> _Collected data_:
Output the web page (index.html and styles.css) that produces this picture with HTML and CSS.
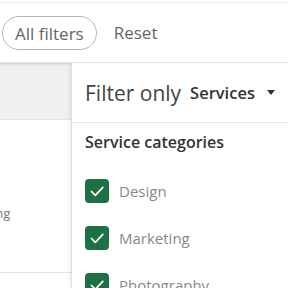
FILE: index.html
```html
<!DOCTYPE html>
<html lang="en">
<head>
    <meta charset="UTF-8">
    <title>Filters</title>
    <link rel="stylesheet" href="styles.css">
</head>
<body>
    <header class="toolbar">
        <button class="pill">All filters</button>
        <button class="link">Reset</button>
    </header>
    <div class="content">
        <div class="results">
            <div class="results-head"></div>
            <div class="result-row"><span class="result-text">Marketing</span></div>
        </div>
        <aside class="panel">
            <div class="panel-head">
                <span class="panel-title">Filter only</span>
                <span class="panel-select">Services <span class="caret"></span></span>
            </div>
            <div class="panel-body">
                <h3>Service categories</h3>
                <label class="check"><span class="box"><svg viewBox="0 0 24 24" width="24" height="24"><path d="M6.5 12.5l3.8 3.8 7.5-8" fill="none" stroke="#fff" stroke-width="1.7" stroke-linecap="round" stroke-linejoin="round"/></svg></span>Design</label>
                <label class="check"><span class="box"><svg viewBox="0 0 24 24" width="24" height="24"><path d="M6.5 12.5l3.8 3.8 7.5-8" fill="none" stroke="#fff" stroke-width="1.7" stroke-linecap="round" stroke-linejoin="round"/></svg></span>Marketing</label>
                <label class="check"><span class="box"><svg viewBox="0 0 24 24" width="24" height="24"><path d="M6.5 12.5l3.8 3.8 7.5-8" fill="none" stroke="#fff" stroke-width="1.7" stroke-linecap="round" stroke-linejoin="round"/></svg></span>Photography</label>
            </div>
        </aside>
    </div>
</body>
</html>
```

FILE: styles.css
```css
body {
    margin: 0;
    font-family: "Open Sans", "Noto Sans", sans-serif;
    color: #444;
    background: #fff;
    overflow: hidden;
    height: 288px;
}
.toolbar {
    height: 59px;
    border-top: 1px solid #ececec;
    margin-top: 2px;
    border-bottom: 1px solid #e6e6e6;
    display: flex;
    align-items: center;
    padding-left: 2px;
    gap: 17px;
}
.pill {
    font-family: inherit;
    font-size: 17px;
    color: #666;
    background: #fff;
    border: 1px solid #b5b5b5;
    border-radius: 17px;
    height: 34px;
    padding: 0 12px;
    margin-top: 1px;
}
.link {
    font-family: inherit;
    font-size: 17px;
    color: #666;
    background: none;
    border: none;
    padding: 0;
}
.content {
    display: flex;
    height: 226px;
    overflow: hidden;
}
.results {
    width: 71px;
    flex-shrink: 0;
}
.results-head {
    height: 56px;
    background: #f0f0f0;
    box-shadow: inset 0 3px 3px -2px rgba(0, 0, 0, 0.15);
    border-bottom: 1px solid #e4e4e4;
}
.result-row {
    height: 152px;
    border-bottom: 1px solid #e4e4e4;
    display: flex;
    align-items: center;
    overflow: hidden;
}
.result-text {
    font-size: 13px;
    color: #777;
    margin-left: -51px;
    margin-top: 34px;
}
.panel {
    flex: 1;
    border-left: 1px solid #e0e0e0;
    box-shadow: -2px 0 3px rgba(0, 0, 0, 0.06);
    background: #fff;
}
.panel-head {
    height: 59px;
    border-bottom: 1px solid #e6e6e6;
    display: flex;
    align-items: center;
    padding-left: 13px;
    gap: 9px;
}
.panel-title {
    font-size: 21px;
    color: #444;
}
.panel-select {
    font-size: 16.5px;
    font-weight: 600;
    color: #333;
    display: flex;
    align-items: center;
    gap: 12px;
}
.caret {
    width: 0;
    height: 0;
    border-left: 4px solid transparent;
    border-right: 4px solid transparent;
    border-top: 5px solid #333;
}
.panel-body {
    padding: 8px 13px;
}
.panel-body h3 {
    margin: 0 0 26px;
    font-size: 16px;
    font-weight: 600;
    color: #333;
}
.check {
    display: flex;
    align-items: center;
    gap: 10px;
    font-size: 15px;
    color: #888;
    margin-bottom: 23px;
}
.box {
    width: 24px;
    height: 24px;
    border-radius: 4px;
    background: #1e7145;
    display: flex;
}
```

> _Given problem_: Return all lines containing "index".

> _The completed task_:
Output the web page (index.html and styles.css) that produces this picture with HTML and CSS.
FILE: index.html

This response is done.